I want to add elements to the matrix and want to use @distributed for acceleration,here is my code:
function fill(N)
S = zeros(N,N)
for i in 1:length(S)
S[i] = i
end
end
@btime fill(1000)
4.334 ms (2 allocations: 7.63 MiB)
The following is my parallel code:
using Distributed
addprocs(2)
@everywhere using SharedArrays
function fill_shared(N)
S = SharedMatrix{Int64}(N,N)
@sync @distributed for i in 1:length(S)
S[i] = i
end
end
@btime fill_shared(1000)
5.458 ms (552 allocations: 23.44 KiB)
Question:
Why is the code after my parallelization become longer , and where is the error?
I’m not sure there’s any errors here, but simply writing 1,000 integers into a vector might not be enough to amortize the additional overhead introduced by the parallelization
Hi, I think there a two separate issues here. One is that the function you are benchmarking also allocates the arrays to be filled. In this case, I think that allocating a SharedArray may take a bit longer than an usual Array. The other thing, as @nilshg commented, is that there is some overhead when calling the workers, which as I read somewhere was of the order of miliseconds.
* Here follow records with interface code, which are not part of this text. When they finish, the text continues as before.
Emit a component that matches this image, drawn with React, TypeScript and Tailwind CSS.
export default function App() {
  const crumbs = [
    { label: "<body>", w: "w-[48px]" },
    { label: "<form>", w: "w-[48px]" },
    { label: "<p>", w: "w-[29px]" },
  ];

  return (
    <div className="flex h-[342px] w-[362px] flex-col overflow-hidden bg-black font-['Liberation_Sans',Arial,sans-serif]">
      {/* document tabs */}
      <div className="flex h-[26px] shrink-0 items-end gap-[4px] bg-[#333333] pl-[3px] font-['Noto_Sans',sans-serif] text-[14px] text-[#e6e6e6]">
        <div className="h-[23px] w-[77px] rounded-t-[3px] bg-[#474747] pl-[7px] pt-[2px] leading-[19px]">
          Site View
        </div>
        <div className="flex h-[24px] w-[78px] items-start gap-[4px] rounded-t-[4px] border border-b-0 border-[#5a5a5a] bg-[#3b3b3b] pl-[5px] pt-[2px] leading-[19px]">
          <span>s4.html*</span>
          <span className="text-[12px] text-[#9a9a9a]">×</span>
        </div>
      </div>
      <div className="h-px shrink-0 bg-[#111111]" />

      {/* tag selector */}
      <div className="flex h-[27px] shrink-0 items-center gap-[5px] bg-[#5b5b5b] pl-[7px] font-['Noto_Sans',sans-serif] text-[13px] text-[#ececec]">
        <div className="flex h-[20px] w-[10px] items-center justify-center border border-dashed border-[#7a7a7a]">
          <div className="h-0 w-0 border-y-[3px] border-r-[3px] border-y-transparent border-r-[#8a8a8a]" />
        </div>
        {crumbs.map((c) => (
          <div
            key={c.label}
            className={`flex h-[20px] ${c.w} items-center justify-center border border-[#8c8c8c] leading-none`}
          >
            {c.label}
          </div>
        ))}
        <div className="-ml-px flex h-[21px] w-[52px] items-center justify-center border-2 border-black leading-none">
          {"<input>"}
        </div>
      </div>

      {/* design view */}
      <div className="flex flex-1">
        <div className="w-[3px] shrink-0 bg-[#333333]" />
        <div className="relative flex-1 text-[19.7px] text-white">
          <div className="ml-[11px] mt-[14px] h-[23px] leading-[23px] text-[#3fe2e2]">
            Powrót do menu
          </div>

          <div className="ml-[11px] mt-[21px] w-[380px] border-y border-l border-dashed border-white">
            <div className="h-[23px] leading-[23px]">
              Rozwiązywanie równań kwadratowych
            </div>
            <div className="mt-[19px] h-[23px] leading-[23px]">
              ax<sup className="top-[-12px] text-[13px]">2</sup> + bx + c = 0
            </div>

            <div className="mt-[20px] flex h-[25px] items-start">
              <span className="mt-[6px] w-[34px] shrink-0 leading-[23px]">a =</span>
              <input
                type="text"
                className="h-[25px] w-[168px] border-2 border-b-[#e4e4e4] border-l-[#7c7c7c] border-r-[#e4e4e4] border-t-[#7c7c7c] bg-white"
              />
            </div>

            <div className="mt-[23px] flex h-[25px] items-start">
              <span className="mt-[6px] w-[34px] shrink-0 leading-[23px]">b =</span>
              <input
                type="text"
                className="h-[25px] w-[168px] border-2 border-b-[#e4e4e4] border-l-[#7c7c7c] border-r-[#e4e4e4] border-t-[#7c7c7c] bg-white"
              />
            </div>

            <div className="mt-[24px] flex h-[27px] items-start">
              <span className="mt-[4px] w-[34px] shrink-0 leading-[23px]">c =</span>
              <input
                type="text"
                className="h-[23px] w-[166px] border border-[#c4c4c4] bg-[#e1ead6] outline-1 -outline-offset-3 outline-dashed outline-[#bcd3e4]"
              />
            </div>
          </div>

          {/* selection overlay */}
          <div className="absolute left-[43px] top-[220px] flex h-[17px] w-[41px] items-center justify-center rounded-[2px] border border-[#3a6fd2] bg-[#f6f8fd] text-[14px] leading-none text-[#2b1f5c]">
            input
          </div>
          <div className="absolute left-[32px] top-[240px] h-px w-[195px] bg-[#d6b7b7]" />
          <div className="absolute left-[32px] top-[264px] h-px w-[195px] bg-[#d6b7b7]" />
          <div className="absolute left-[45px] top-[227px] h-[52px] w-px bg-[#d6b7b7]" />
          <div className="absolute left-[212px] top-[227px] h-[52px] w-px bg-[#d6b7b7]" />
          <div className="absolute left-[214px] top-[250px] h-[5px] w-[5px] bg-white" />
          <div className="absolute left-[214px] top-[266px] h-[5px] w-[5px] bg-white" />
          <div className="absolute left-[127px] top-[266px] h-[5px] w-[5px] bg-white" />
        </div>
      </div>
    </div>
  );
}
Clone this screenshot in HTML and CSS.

I made some benchmarks removing the array allocation to observe the overhead:
using LinearAlgebra, BenchmarkTools, Distributed, SharedArrays
function fill(S)
for i=1:length(S)
S[i] = i
end
end
function bch_fill(N)
S = zeros(N, N)
@btime fill($S)
@everywhere GC.gc()
return
end
function dist_fill(S)
@sync @distributed for i=1:length(S)
S[i] = i
end
end
function bch_dist_fill(N)
S = SharedArray{Int}(N, N)
@btime dist_fill($S)
@everywhere GC.gc()
return
end
# Start benchmarking.
bch_fill(1000)
bch_fill(10_000)
addprocs(2);
println("num workers: $(nworkers())")
bch_dist_fill(1000)
bch_dist_fill(10_000)
addprocs(2);
println("num workers: $(nworkers())")
bch_dist_fill(1000)
bch_dist_fill(10_000)
I get:
1.504 ms (0 allocations: 0 bytes)
154.073 ms (0 allocations: 0 bytes)
# Distributed benchmarks.
num workers: 2
1.149 ms (303 allocations: 14.41 KiB)
95.813 ms (311 allocations: 14.53 KiB)
num workers: 4
1.383 ms (619 allocations: 28.63 KiB)
71.406 ms (627 allocations: 28.75 KiB)
So yes, I think there is some overhead time of the order of ms if you use Distributed only for a 1000x1000 array. However, if you would want to write a larger array of size 10000x10000, then the parallel computation would be faster.
>>> versioninfo()
Julia Version 1.1.0
Commit 80516ca202 (2019-01-21 21:24 UTC)
Platform Info:
OS: Linux (x86_64-pc-linux-gnu)
CPU: Intel(R) Xeon(R) CPU E5-2620 0 @ 2.00GHz
WORD_SIZE: 64
LIBM: libopenlibm
LLVM: libLLVM-6.0.1 (ORCJIT, sandybridge)
Environment:
JULIA_NUM_THREADS = 12
Hello, I agree with you. Here I will ask a small question, assuming that I will increase the size of the array, for example:
function fill(N)
S = zeros(N,N)
for i in 1:length(S)
S[i] = i
end
end
@btime fill(100000)
It will return an error:
OutOfMemoryError()
Does creating an array of 100000×100000 require a lot of memory? My computer RAM is 8G,I don’t understand this very well. Is this because my code is wrong or my computer performance is not enough?